SOURCE DATA
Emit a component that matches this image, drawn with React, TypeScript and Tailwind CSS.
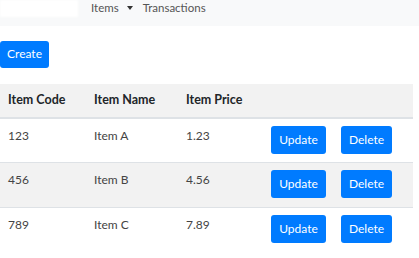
import React from "react";

const rows = [
  { code: "123", name: "Item A", price: "1.23", bg: "bg-white" },
  { code: "456", name: "Item B", price: "4.56", bg: "bg-[#f2f2f2]" },
  { code: "789", name: "Item C", price: "7.89", bg: "bg-white" },
];

function Btn({ w, children }: { w: string; children: React.ReactNode }) {
  return (
    <button className={`${w} h-[28px] rounded-[3px] bg-[#007bff] text-white text-[12px] leading-none`}>
      {children}
    </button>
  );
}

export default function App() {
  return (
    <div className="w-[419px] h-[258px] bg-white overflow-hidden text-[#212529]" style={{ fontFamily: 'Lato, "Open Sans", sans-serif' }}>
      <nav className="h-[26px] bg-[#f8f9fa] flex items-start">
        <div className="w-[78px] h-[17px] bg-white blur-[1px]" />
        <div className="ml-[13px] flex items-center h-[15px] text-[11.5px] leading-[15px] text-[#555]">
          <span>Items</span>
          <svg className="ml-[8px]" width="6" height="4" viewBox="0 0 6 4"><path d="M0 0h6L3 4z" fill="#333" /></svg>
          <span className="ml-[10px]">Transactions</span>
        </div>
      </nav>
      <div className="mt-[14px]">
        <button className="w-[49px] h-[27px] rounded-[3px] bg-[#007bff] text-white text-[12px] leading-none">Create</button>
      </div>
      <table className="mt-[16px] w-[413px] table-fixed border-collapse text-[12px] text-[#444]">
        <colgroup>
          <col className="w-[86px]" />
          <col className="w-[92px]" />
          <col className="w-[85px]" />
          <col className="w-[70px]" />
          <col className="w-[80px]" />
        </colgroup>
        <thead>
          <tr className="bg-[#f2f2f2] h-[34px] border-b-[2px] border-[#dee2e6]">
            <th className="text-left font-bold px-[8px] align-middle text-[#212529] text-[12.5px]">Item Code</th>
            <th className="text-left font-bold px-[8px] align-middle text-[#212529] text-[12.5px]">Item Name</th>
            <th className="text-left font-bold px-[8px] align-middle text-[#212529] text-[12.5px]">Item Price</th>
            <th />
            <th />
          </tr>
        </thead>
        <tbody>
          {rows.map((r) => (
            <tr key={r.code} className={`${r.bg} h-[45px] border-t border-[#dee2e6] first:border-t-0`}>
              <td className="px-[8px] pt-[9px] align-top leading-[15px]">{r.code}</td>
              <td className="px-[8px] pt-[9px] align-top leading-[15px]">{r.name}</td>
              <td className="px-[8px] pt-[9px] align-top leading-[15px]">{r.price}</td>
              <td className="px-[8px] pt-[7px] align-top"><Btn w="w-[55px]">Update</Btn></td>
              <td className="px-[8px] pt-[7px] align-top"><Btn w="w-[51px]">Delete</Btn></td>
            </tr>
          ))}
        </tbody>
      </table>
    </div>
  );
}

TASK
Could you repeat all of the material exactly? Pictures should not be copied.

RESULT OF THE TASK
Emit a component that matches this image, drawn with React, TypeScript and Tailwind CSS.
import React from "react";

const rows = [
  { code: "123", name: "Item A", price: "1.23", bg: "bg-white" },
  { code: "456", name: "Item B", price: "4.56", bg: "bg-[#f2f2f2]" },
  { code: "789", name: "Item C", price: "7.89", bg: "bg-white" },
];

function Btn({ w, children }: { w: string; children: React.ReactNode }) {
  return (
    <button className={`${w} h-[28px] rounded-[3px] bg-[#007bff] text-white text-[12px] leading-none`}>
      {children}
    </button>
  );
}

export default function App() {
  return (
    <div className="w-[419px] h-[258px] bg-white overflow-hidden text-[#212529]" style={{ fontFamily: 'Lato, "Open Sans", sans-serif' }}>
      <nav className="h-[26px] bg-[#f8f9fa] flex items-start">
        <div className="w-[78px] h-[17px] bg-white blur-[1px]" />
        <div className="ml-[13px] flex items-center h-[15px] text-[11.5px] leading-[15px] text-[#555]">
          <span>Items</span>
          <svg className="ml-[8px]" width="6" height="4" viewBox="0 0 6 4"><path d="M0 0h6L3 4z" fill="#333" /></svg>
          <span className="ml-[10px]">Transactions</span>
        </div>
      </nav>
      <div className="mt-[14px]">
        <button className="w-[49px] h-[27px] rounded-[3px] bg-[#007bff] text-white text-[12px] leading-none">Create</button>
      </div>
      <table className="mt-[16px] w-[413px] table-fixed border-collapse text-[12px] text-[#444]">
        <colgroup>
          <col className="w-[86px]" />
          <col className="w-[92px]" />
          <col className="w-[85px]" />
          <col className="w-[70px]" />
          <col className="w-[80px]" />
        </colgroup>
        <thead>
          <tr className="bg-[#f2f2f2] h-[34px] border-b-[2px] border-[#dee2e6]">
            <th className="text-left font-bold px-[8px] align-middle text-[#212529] text-[12.5px]">Item Code</th>
            <th className="text-left font-bold px-[8px] align-middle text-[#212529] text-[12.5px]">Item Name</th>
            <th className="text-left font-bold px-[8px] align-middle text-[#212529] text-[12.5px]">Item Price</th>
            <th />
            <th />
          </tr>
        </thead>
        <tbody>
          {rows.map((r) => (
            <tr key={r.code} className={`${r.bg} h-[45px] border-t border-[#dee2e6] first:border-t-0`}>
              <td className="px-[8px] pt-[9px] align-top leading-[15px]">{r.code}</td>
              <td className="px-[8px] pt-[9px] align-top leading-[15px]">{r.name}</td>
              <td className="px-[8px] pt-[9px] align-top leading-[15px]">{r.price}</td>
              <td className="px-[8px] pt-[7px] align-top"><Btn w="w-[55px]">Update</Btn></td>
              <td className="px-[8px] pt-[7px] align-top"><Btn w="w-[51px]">Delete</Btn></td>
            </tr>
          ))}
        </tbody>
      </table>
    </div>
  );
}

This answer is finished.